Review: This jacket is meant for active wear and is not offer much in
the way of keeping your warm when stationary. It does provide warmth when walking and insulation, but there is no way I would want to depend on this piece to keep me warm while glassing on a cold mountainside. One huge positive on this jacket: It rolls up into its own pocket and fits in your cargo pocket—Really cool feature.
Kuiu Super Down
Fit: I purchased a large and it fit perfectly.
Review: Look, I bought a puffy to keep me warm when I’m stationary. That is what this jacket does—keeps you warm. I would not want to walk up a mountain wearing this thing, I’d wear the Peloton for that and keep this in my pack.
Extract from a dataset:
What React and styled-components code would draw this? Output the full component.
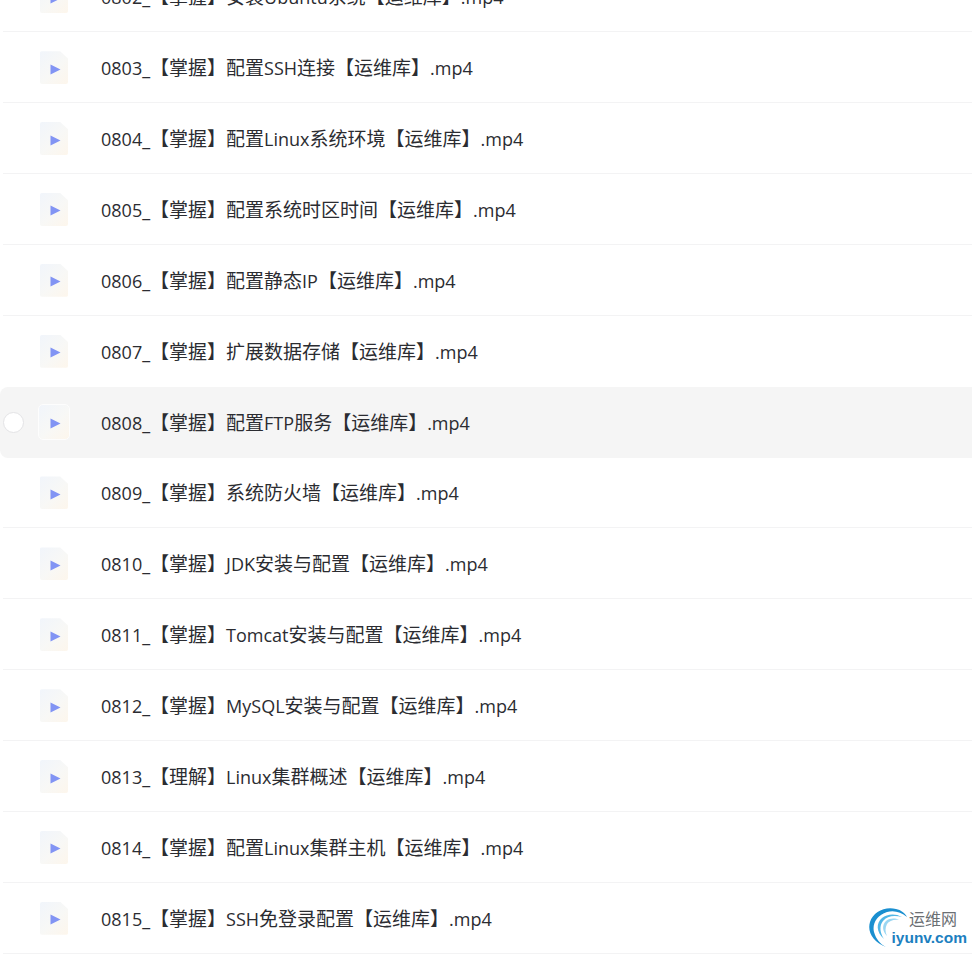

This jacket also rolls up and will fit nicely in the pack.
Comments: If you are active and need a puffy, First Lite is the way to go. The Super Down has been my goto insulation piece. First Lite also makes the Uncompahgre that could compete with the Kuiu, but I haven’t tested it.
Both companies have gone to a “direct to consumer” model. I’m not sure where First Lite’s pricing will fall, but I’m sure they are going to compete with Kuiu here.
Suggestions for both companies
First Lite: The way you size your products is not great. I understand that layers will fit differently than outerwear, but even that logic doesn’t work for you, as I’ve had outerwear that fit smaller than the base layers. Also, consider options like Kuiu when it comes to hip-zips and removable base layers.
Kuiu: Your merino wool offering is an okay product, but if you improved on that one piece your activewear would be perfect. And if you offered a line for the whitetail hunter—you wouldn’t be able to handle the business!
If you want a system for hunting in the mountains only—you might pick Kuiu. The one drawback I have with them, is they do not have a whitetail offering. So, if you want to have one complete system for a clothing company, you will not be able to pull it off with the Kuiu line unless you hunt out West exclusively.
First Lite, on the other hand, offers the Sanctuary bibs and jacket for whitetail hunters. This system is very warm and offers features that whitetail hunters want. You will not go wrong spending your money there. So, if you choose your system right, you could have one complete system with First Lite.
Personally, I’ve decided to do both. I chose to run all Kuiu for my western adventures (even my Merino) and when the temperature drops below 40, I’ll have on my Sanctuary clothing on top of some of my Kuiu gear. I’m of the opinion this is almost the perfect treestand setup. You walk in with your moisture-wicking mountain gear, carry the Sanctuary on your back. Once you’re in the stand, throw on the Sanctuary and you are all set.